Twee aanslagen baatbelasting voor gesplitst pand

14 mei 2007 | Hof Den Bosch | jurisprudentie | LJN: AY5640, 04/00651

Ter financiering van een gedeelte van de aanleg van riolering in een gedeelte van een gemeente stelde de gemeente een baatbelasting in. Deze werd geheven van de eigenaren van onroerende zaken in het gedeelte van de gemeente waar de riolering werd aangelegd. Volgens de gemeentelijke verordening werd als een onroerende zaak onder meer aangemerkt een gedeelte van een gebouw dat blijkens indeling bestemd is om als een afzonderlijk geheel te worden gebruikt.
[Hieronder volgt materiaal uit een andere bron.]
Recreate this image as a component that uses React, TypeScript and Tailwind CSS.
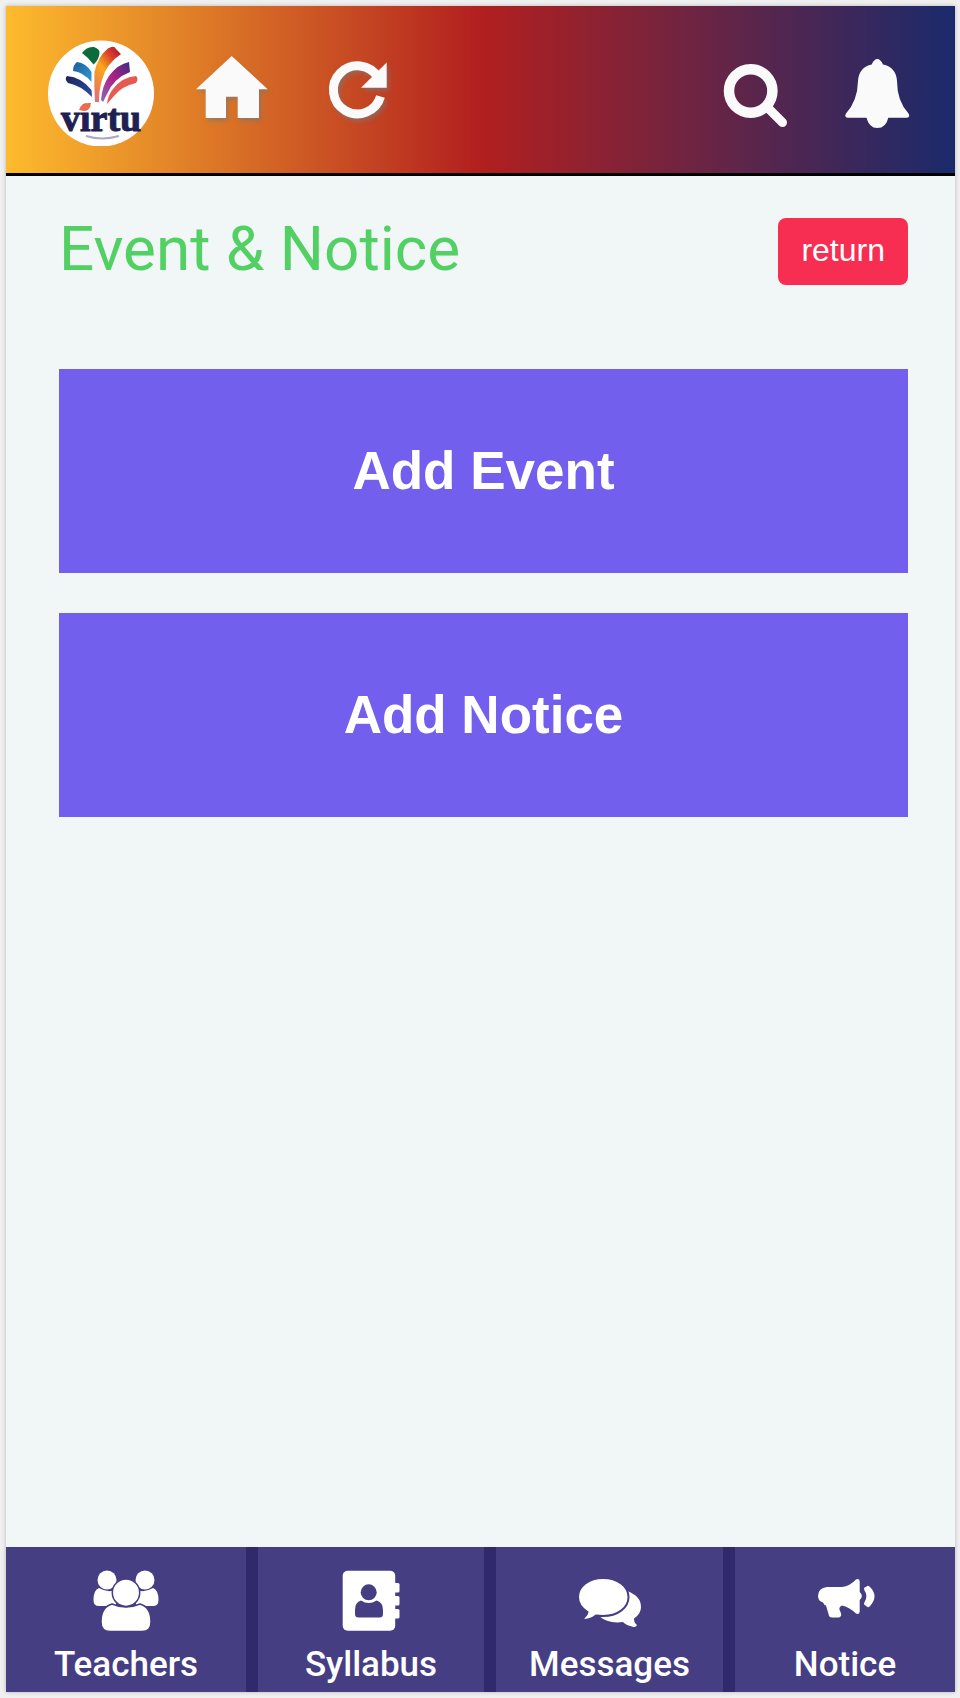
import type { ReactNode } from "react";

const SHADOW = "drop-shadow-[2px_3px_2px_rgba(120,120,120,0.6)]";

function Logo() {
  return (
    <svg viewBox="0 0 106 112" className="h-28 w-[106px]" role="img" aria-label="virtu">
      <defs>
        <linearGradient id="petal-orange" x1="0.8" y1="0" x2="0.2" y2="1">
          <stop offset="0" stopColor="#b81d2c" />
          <stop offset="0.2" stopColor="#d9402a" />
          <stop offset="0.5" stopColor="#fba81c" />
          <stop offset="0.75" stopColor="#f08a3c" />
          <stop offset="1" stopColor="#e0707a" />
        </linearGradient>
        <linearGradient id="petal-purple" x1="1" y1="0" x2="0" y2="1">
          <stop offset="0" stopColor="#3f2a86" />
          <stop offset="0.5" stopColor="#b02085" />
          <stop offset="1" stopColor="#8a6ab8" />
        </linearGradient>
        <linearGradient id="petal-blue" x1="0" y1="0" x2="1" y2="1">
          <stop offset="0" stopColor="#1d5c96" />
          <stop offset="1" stopColor="#2d9bd8" />
        </linearGradient>
        <linearGradient id="petal-navy" x1="0" y1="0" x2="1" y2="1">
          <stop offset="0" stopColor="#1b2457" />
          <stop offset="1" stopColor="#2a4fa8" />
        </linearGradient>
      </defs>
      <circle cx="53" cy="59.5" r="53" fill="#fff" />
      <path d="M34 19 Q39 12 46 13 Q52 15 51.5 19 Q51 26 45.5 30.5 Q41 24 34 19Z" fill="#0b6b3a" />
      <path d="M60 14.5 Q66 11 68 15 L73 20 Q58 30 54 46 Q51 56 51 68 L47 68 Q46 50 46.5 38 Q50 22 60 14.5Z" fill="url(#petal-orange)" />
      <path d="M29 28 Q38 29 43.5 38 L43.5 48 Q35 38 25 37 Q25 31 29 28Z" fill="url(#petal-blue)" />
      <path d="M19 42 Q33 43 43.5 56 L44 63 Q32 51 20 49 Q16 45 19 42Z" fill="url(#petal-navy)" />
      <path d="M81 28 L82 38 Q66 44 59 60 L55 68 L53 66 Q54 52 61 42 Q70 30 81 28Z" fill="url(#petal-purple)" />
      <path d="M88 42 Q91 45 88 49 Q74 52 66 62 L59 70 Q60 61 65 55 Q74 43 88 42Z" fill="#e75a52" />
      <text
        x="13"
        y="97"
        fontSize="38"
        fontWeight="700"
        fill="#1f2052"
        stroke="#1f2052"
        fontFamily="'Liberation Serif', serif"
      >
        virtu
      </text>
      <path d="M31 76 Q33 68 43 69 Q42 77 36 77Z" fill="#ee6a4b" />
      <path d="M38 102 Q54 107 71 102" fill="none" stroke="#a9abc4" strokeWidth="2" />
    </svg>
  );
}

function HomeIcon() {
  return (
    <svg viewBox="0 0 90 112" className={`h-28 w-[90px] ${SHADOW}`} fill="#fafafa" aria-hidden="true">
      <path d="M37.7 22 L2 55.3 H11.7 V84 H32 V62.7 H43.7 V84 H65 V55.3 H73.7Z" />
    </svg>
  );
}

function RefreshIcon() {
  return (
    <svg viewBox="0 0 72 112" className={`h-28 w-[72px] ${SHADOW}`} aria-hidden="true">
      <path d="M54 43.5 A24 24 0 1 0 56.5 62.5" fill="none" stroke="#fafafa" strokeWidth="9" />
      <path d="M62.7 28.5 V53.7 H37Z" fill="#fafafa" />
    </svg>
  );
}

function SearchIcon() {
  return (
    <svg viewBox="0 0 80 112" className="h-28 w-20" fill="none" stroke="#fafafa" aria-hidden="true">
      <circle cx="29.7" cy="57" r="21.7" strokeWidth="10.5" />
      <path d="M47 74 L61.5 88.5" strokeWidth="9" strokeLinecap="round" />
    </svg>
  );
}

function BellIcon() {
  return (
    <svg viewBox="0 0 72 112" className="h-28 w-[72px]" fill="#fafafa" aria-hidden="true">
      <path d="M36.3 25 Q39.5 25 42 30.5 Q55 33 56 47 Q56 67 67.5 79.5 Q69.5 83 66 83.7 H47.3 Q45 94 36.3 94 Q28 94 25.5 83.7 H6.5 Q3 83 5 79.5 Q16.5 67 17 47 Q18 33 30.7 30.5 Q33 25 36.3 25Z" />
    </svg>
  );
}

function TeachersIcon() {
  return (
    <svg viewBox="0 0 72 72" className="size-[72px]" fill="#fff" aria-hidden="true">
      <circle cx="17" cy="15" r="9.5" />
      <circle cx="55" cy="15" r="9.5" />
      <path d="M9 23 Q17 28 26 25 V41 H9 Q3.5 41 3.5 35 Q3.5 25 9 23Z" />
      <path d="M63 23 Q55 28 46 25 V41 H63 Q68.5 41 68.5 35 Q68.5 25 63 23Z" />
      <g stroke="#453e83" strokeWidth="1.5">
        <path d="M22 39 Q36 45 50 39 Q61 42 61 57 Q61 66.5 52 66.5 H20 Q11 66.5 11 57 Q11 42 22 39Z" />
        <circle cx="36" cy="27.7" r="13.7" />
      </g>
    </svg>
  );
}

function SyllabusIcon() {
  return (
    <svg viewBox="0 0 72 72" className="size-[72px]" fill="#fff" aria-hidden="true">
      <rect x="7.7" y="5.7" width="52.5" height="60" rx="5" />
      <rect x="55" y="18" width="9.5" height="9.5" rx="1.5" />
      <rect x="55" y="31" width="9.5" height="9.5" rx="1.5" />
      <rect x="55" y="44" width="9.5" height="9.5" rx="1.5" />
      <g fill="#453e83">
        <circle cx="33.7" cy="27.3" r="8" />
        <path d="M26 35.5 Q33.7 40.5 41.5 35.5 Q48 37 48 45 V49 Q48 52.5 44.5 52.5 H23.5 Q20 52.5 20 49 V45 Q20 37 26 35.5Z" />
      </g>
    </svg>
  );
}

function MessagesIcon() {
  return (
    <svg viewBox="0 0 72 72" className="size-[72px]" fill="#fff" aria-hidden="true">
      <path d="M53 26 Q67 31 67 42 Q67 49 60 53.5 Q60 58 63 60 Q62 63 58 61.5 Q52 60 49 57 Q34 59 25 51Z" />
      <g stroke="#453e83" strokeWidth="2">
        <path d="M29 13 C43.5 13 54.5 21.5 54.5 32 C54.5 43 43.5 51 29 51 Q25 51 22 50.5 Q17 54.5 10.5 55 Q8 54.5 10.5 52 Q13 50 13.5 47 Q4 41 4 32 C4 21.5 15 13 29 13Z" />
      </g>
    </svg>
  );
}

function NoticeIcon() {
  return (
    <svg viewBox="0 0 72 72" className="size-[72px]" fill="#fff" aria-hidden="true">
      <path d="M18 22 H33 Q41 21 47 14.5 Q50.5 13 50.7 17 V27 Q55 31 50.7 35 V46 Q50.5 50 47 48.5 Q40 42 33 40.5 Q29 42 31 46 Q34 51 30 52.5 H23 Q20 52.5 19.5 49 L17 40.5 Q15 40 14 37.5 Q9 36 9 31 Q9 23 18 22Z" />
      <path d="M57 24 Q62 31 57 38.5" fill="none" stroke="#fff" strokeWidth="4" strokeLinecap="round" />
      <path d="M59 23.5 Q67 31 59 39.5" fill="none" stroke="#fff" strokeWidth="5" strokeLinecap="round" />
    </svg>
  );
}

const NAV_ITEMS: { label: string; icon: ReactNode }[] = [
  { label: "Teachers", icon: <TeachersIcon /> },
  { label: "Syllabus", icon: <SyllabusIcon /> },
  { label: "Messages", icon: <MessagesIcon /> },
  { label: "Notice", icon: <NoticeIcon /> },
];

const ACTIONS = ["Add Event", "Add Notice"];

export default function App() {
  return (
    <div className="min-h-screen bg-[#f0f0f0] p-1.5 pr-[5px] flex">
      <div className="flex-1 min-w-0 flex flex-col bg-[#f1f7f7] shadow-[0_0_4px_rgba(0,0,0,0.25)]">
        {/* Top bar */}
        <header className="flex items-center justify-between px-[42px] pt-7 pb-[27px] border-b-[3px] border-black bg-linear-[90deg,#fdbb2d,#b21f1f,#1a2a6c]">
          <div className="flex items-center gap-10">
            <a href="#"><Logo /></a>
            <a href="#home" aria-label="Home"><HomeIcon /></a>
            <button type="button" aria-label="Refresh"><RefreshIcon /></button>
          </div>
          <div className="flex items-center gap-10">
            <button type="button" aria-label="Search"><SearchIcon /></button>
            <button type="button" aria-label="Notifications"><BellIcon /></button>
          </div>
        </header>

        {/* Content */}
        <main className="flex-1 pt-[42px] pl-[53px] pr-[47px]">
          <div className="flex items-start justify-between mb-[84px]">
            <h1 className="font-['Roboto',sans-serif] text-[62px] leading-[62px] text-[#53d063]">
              Event &amp; Notice
            </h1>
            <button
              type="button"
              className="h-[67px] px-[23px] pb-1 rounded-lg bg-[#f82d52] text-white text-[32px] leading-10 font-['Liberation_Sans',Arial,sans-serif]"
            >
              return
            </button>
          </div>

          <div className="flex flex-col gap-10">
            {ACTIONS.map((label) => (
              <button
                key={label}
                type="button"
                className="h-[204px] bg-[#735fed] text-white text-[53px] leading-[60px] font-bold font-['Liberation_Sans',Arial,sans-serif]"
              >
                {label}
              </button>
            ))}
          </div>
        </main>

        {/* Bottom nav */}
        <nav className="grid grid-cols-[240fr_238fr_239fr_232fr] bg-[#453e83]">
          {NAV_ITEMS.map((item) => (
            <a
              key={item.label}
              href={`#${item.label.toLowerCase()}`}
              className="flex flex-col items-center gap-2 pt-[18px] pb-[7px] border-l-[12px] border-[#30296b] first:border-l-0 text-white"
            >
              {item.icon}
              <span className="font-['Roboto',sans-serif] font-medium text-[35px] leading-10">{item.label}</span>
            </a>
          ))}
        </nav>
      </div>
    </div>
  );
}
Op grond van deze bepaling legde de gemeente aan de eigenaar van een onroerende zaak twee aanslagen op. De eigenaar gebruikte een deel van het pand als eigen woonhuis; het restant verhuurde hij. Het verhuurde deel had een eigen ingang en bestond uit een woonruimte, een keuken, een slaapkamer en sanitaire voorzieningen. Ook het zelfbewoonde deel beschikte over alle voorzieningen. Voor de toepassing van de Wet WOZ waren beide delen aangemerkt als afzonderlijke objecten. Hof Den Bosch was van oordeel dat de gemeente terecht was uitgegaan van afzonderlijke onroerende zaken. Dat de verwarmingsketel en de meterkast voor de gehele opstal zich bevonden in één van beide gedeelten vond het Hof niet van belang, evenmin als de aanwezigheid van een gang met een afsluitbare deur tussen beide gedeelten. Ook de wijze waarop de aansluiting op de riolering werd uitgevoerd was niet van belang voor het oordeel of de panden zelfstandig waren.